* DATA PROVIDED *
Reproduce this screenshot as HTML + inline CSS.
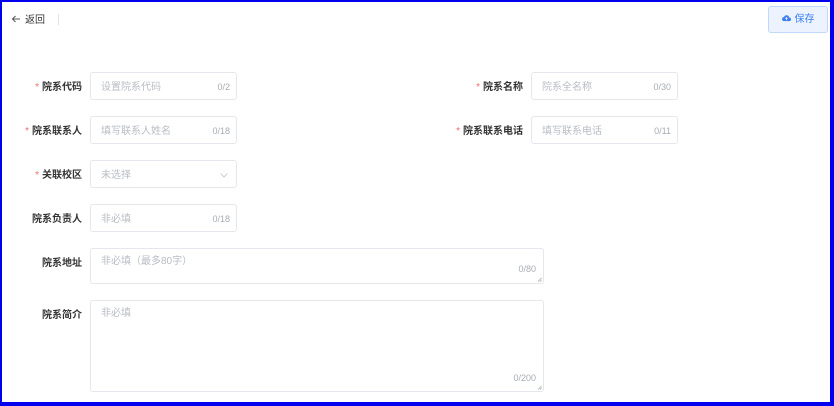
<!DOCTYPE html>
<html><head><meta charset="utf-8"><style>
*{margin:0;padding:0;box-sizing:border-box}
body{width:834px;height:406px;overflow:hidden;background:#fff;font-family:"Liberation Sans","Noto Sans CJK SC",sans-serif;position:relative}
.frame{position:absolute;left:0;top:0;width:834px;height:406px;border-left:2px solid #0000ee;border-top:2px solid #0000ee;border-right:4px solid #0000ee;border-bottom:4px solid #0000ee;pointer-events:none}
.a{position:absolute;line-height:12px}
.lbl{position:absolute;font-size:10px;line-height:12px;font-weight:bold;color:#333;text-align:right;white-space:nowrap}
.lbl b{color:#f56c6c;font-weight:normal;margin-right:3px}
.in{position:absolute;border:1px solid #e4e7ed;border-radius:3px;background:#fff}
.ph{position:absolute;left:10px;font-size:10px;line-height:12px;color:#b8bcc4;white-space:nowrap}
.cnt{position:absolute;right:6px;font-size:9px;line-height:12px;color:#a8abb2}
</style></head><body>
<div class="a" style="left:11px;top:14px;font-size:10px;color:#333;white-space:nowrap">
<svg width="10" height="10" viewBox="0 0 10 10" style="vertical-align:-1px;margin-right:4px"><path d="M9 5H1.5M4.5 2L1.5 5l3 3" stroke="#555" stroke-width="1" fill="none"/></svg>返回</div>
<div class="a" style="left:58px;top:14px;width:1px;height:11px;background:#e4e4e4"></div>
<div class="a" style="left:768px;top:6px;width:60px;height:27px;background:#ecf3fe;border:1px solid #bfd8fb;border-radius:3px;font-size:10px;color:#3b7ff0;text-align:center;line-height:25px">
<svg width="9" height="8" viewBox="0 0 10 8" style="vertical-align:0px;margin-right:4px"><path d="M2.5 7.5h5.5a2 2 0 0 0 0-4 3 3 0 0 0-5.8-.5A2.2 2.2 0 0 0 2.5 7.5z" fill="#3b7ff0"/><path d="M5 6.5V3.5M3.8 4.7L5 3.5l1.2 1.2" stroke="#fff" stroke-width=".8" fill="none"/></svg>保存</div>

<div class="lbl" style="right:752px;top:82px"><b>*</b>院系代码</div>
<div class="in" style="left:90px;top:72px;width:147px;height:28px"><span class="ph" style="top:9px">设置院系代码</span><span class="cnt" style="top:8px">0/2</span></div>
<div class="lbl" style="right:311px;top:82px"><b>*</b>院系名称</div>
<div class="in" style="left:531px;top:72px;width:147px;height:28px"><span class="ph" style="top:9px">院系全名称</span><span class="cnt" style="top:8px">0/30</span></div>

<div class="lbl" style="right:752px;top:126px"><b>*</b>院系联系人</div>
<div class="in" style="left:90px;top:116px;width:147px;height:28px"><span class="ph" style="top:9px">填写联系人姓名</span><span class="cnt" style="top:8px">0/18</span></div>
<div class="lbl" style="right:311px;top:126px"><b>*</b>院系联系电话</div>
<div class="in" style="left:531px;top:116px;width:147px;height:28px"><span class="ph" style="top:9px">填写联系电话</span><span class="cnt" style="top:8px">0/11</span></div>

<div class="lbl" style="right:752px;top:170px"><b>*</b>关联校区</div>
<div class="in" style="left:90px;top:160px;width:147px;height:28px"><span class="ph" style="top:9px">未选择</span>
<svg class="a" style="right:8px;top:12px" width="8" height="5" viewBox="0 0 8 5"><path d="M.5.5L4 4 7.5.5" stroke="#c0c4cc" stroke-width=".8" fill="none"/></svg></div>

<div class="lbl" style="right:752px;top:214px">院系负责人</div>
<div class="in" style="left:90px;top:204px;width:147px;height:28px"><span class="ph" style="top:9px">非必填</span><span class="cnt" style="top:8px">0/18</span></div>

<div class="lbl" style="right:752px;top:258px">院系地址</div>
<div class="in" style="left:90px;top:248px;width:454px;height:36px"><span class="ph" style="top:7px">非必填（最多80字）</span><span class="cnt" style="top:14px;right:7px">0/80</span>
<svg class="a" style="right:1px;bottom:1px" width="5" height="5" viewBox="0 0 5 5"><path d="M1 4.5L4.5 1M3 4.5L4.5 3" stroke="#999" stroke-width=".6"/></svg></div>

<div class="lbl" style="right:752px;top:310px">院系简介</div>
<div class="in" style="left:90px;top:300px;width:454px;height:92px"><span class="ph" style="top:7px">非必填</span><span class="cnt" style="top:71px;right:7px">0/200</span>
<svg class="a" style="right:1px;bottom:1px" width="5" height="5" viewBox="0 0 5 5"><path d="M1 4.5L4.5 1M3 4.5L4.5 3" stroke="#999" stroke-width=".6"/></svg></div>

<div class="frame"></div>
</body></html>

* WHAT YOU SHOULD DO *
Give an exact reproduction of every line, leaving out any picture.

* FINAL ANSWER *
Reproduce this screenshot as HTML + inline CSS.
<!DOCTYPE html>
<html><head><meta charset="utf-8"><style>
*{margin:0;padding:0;box-sizing:border-box}
body{width:834px;height:406px;overflow:hidden;background:#fff;font-family:"Liberation Sans","Noto Sans CJK SC",sans-serif;position:relative}
.frame{position:absolute;left:0;top:0;width:834px;height:406px;border-left:2px solid #0000ee;border-top:2px solid #0000ee;border-right:4px solid #0000ee;border-bottom:4px solid #0000ee;pointer-events:none}
.a{position:absolute;line-height:12px}
.lbl{position:absolute;font-size:10px;line-height:12px;font-weight:bold;color:#333;text-align:right;white-space:nowrap}
.lbl b{color:#f56c6c;font-weight:normal;margin-right:3px}
.in{position:absolute;border:1px solid #e4e7ed;border-radius:3px;background:#fff}
.ph{position:absolute;left:10px;font-size:10px;line-height:12px;color:#b8bcc4;white-space:nowrap}
.cnt{position:absolute;right:6px;font-size:9px;line-height:12px;color:#a8abb2}
</style></head><body>
<div class="a" style="left:11px;top:14px;font-size:10px;color:#333;white-space:nowrap">
<svg width="10" height="10" viewBox="0 0 10 10" style="vertical-align:-1px;margin-right:4px"><path d="M9 5H1.5M4.5 2L1.5 5l3 3" stroke="#555" stroke-width="1" fill="none"/></svg>返回</div>
<div class="a" style="left:58px;top:14px;width:1px;height:11px;background:#e4e4e4"></div>
<div class="a" style="left:768px;top:6px;width:60px;height:27px;background:#ecf3fe;border:1px solid #bfd8fb;border-radius:3px;font-size:10px;color:#3b7ff0;text-align:center;line-height:25px">
<svg width="9" height="8" viewBox="0 0 10 8" style="vertical-align:0px;margin-right:4px"><path d="M2.5 7.5h5.5a2 2 0 0 0 0-4 3 3 0 0 0-5.8-.5A2.2 2.2 0 0 0 2.5 7.5z" fill="#3b7ff0"/><path d="M5 6.5V3.5M3.8 4.7L5 3.5l1.2 1.2" stroke="#fff" stroke-width=".8" fill="none"/></svg>保存</div>

<div class="lbl" style="right:752px;top:82px"><b>*</b>院系代码</div>
<div class="in" style="left:90px;top:72px;width:147px;height:28px"><span class="ph" style="top:9px">设置院系代码</span><span class="cnt" style="top:8px">0/2</span></div>
<div class="lbl" style="right:311px;top:82px"><b>*</b>院系名称</div>
<div class="in" style="left:531px;top:72px;width:147px;height:28px"><span class="ph" style="top:9px">院系全名称</span><span class="cnt" style="top:8px">0/30</span></div>

<div class="lbl" style="right:752px;top:126px"><b>*</b>院系联系人</div>
<div class="in" style="left:90px;top:116px;width:147px;height:28px"><span class="ph" style="top:9px">填写联系人姓名</span><span class="cnt" style="top:8px">0/18</span></div>
<div class="lbl" style="right:311px;top:126px"><b>*</b>院系联系电话</div>
<div class="in" style="left:531px;top:116px;width:147px;height:28px"><span class="ph" style="top:9px">填写联系电话</span><span class="cnt" style="top:8px">0/11</span></div>

<div class="lbl" style="right:752px;top:170px"><b>*</b>关联校区</div>
<div class="in" style="left:90px;top:160px;width:147px;height:28px"><span class="ph" style="top:9px">未选择</span>
<svg class="a" style="right:8px;top:12px" width="8" height="5" viewBox="0 0 8 5"><path d="M.5.5L4 4 7.5.5" stroke="#c0c4cc" stroke-width=".8" fill="none"/></svg></div>

<div class="lbl" style="right:752px;top:214px">院系负责人</div>
<div class="in" style="left:90px;top:204px;width:147px;height:28px"><span class="ph" style="top:9px">非必填</span><span class="cnt" style="top:8px">0/18</span></div>

<div class="lbl" style="right:752px;top:258px">院系地址</div>
<div class="in" style="left:90px;top:248px;width:454px;height:36px"><span class="ph" style="top:7px">非必填（最多80字）</span><span class="cnt" style="top:14px;right:7px">0/80</span>
<svg class="a" style="right:1px;bottom:1px" width="5" height="5" viewBox="0 0 5 5"><path d="M1 4.5L4.5 1M3 4.5L4.5 3" stroke="#999" stroke-width=".6"/></svg></div>

<div class="lbl" style="right:752px;top:310px">院系简介</div>
<div class="in" style="left:90px;top:300px;width:454px;height:92px"><span class="ph" style="top:7px">非必填</span><span class="cnt" style="top:71px;right:7px">0/200</span>
<svg class="a" style="right:1px;bottom:1px" width="5" height="5" viewBox="0 0 5 5"><path d="M1 4.5L4.5 1M3 4.5L4.5 3" stroke="#999" stroke-width=".6"/></svg></div>

<div class="frame"></div>
</body></html>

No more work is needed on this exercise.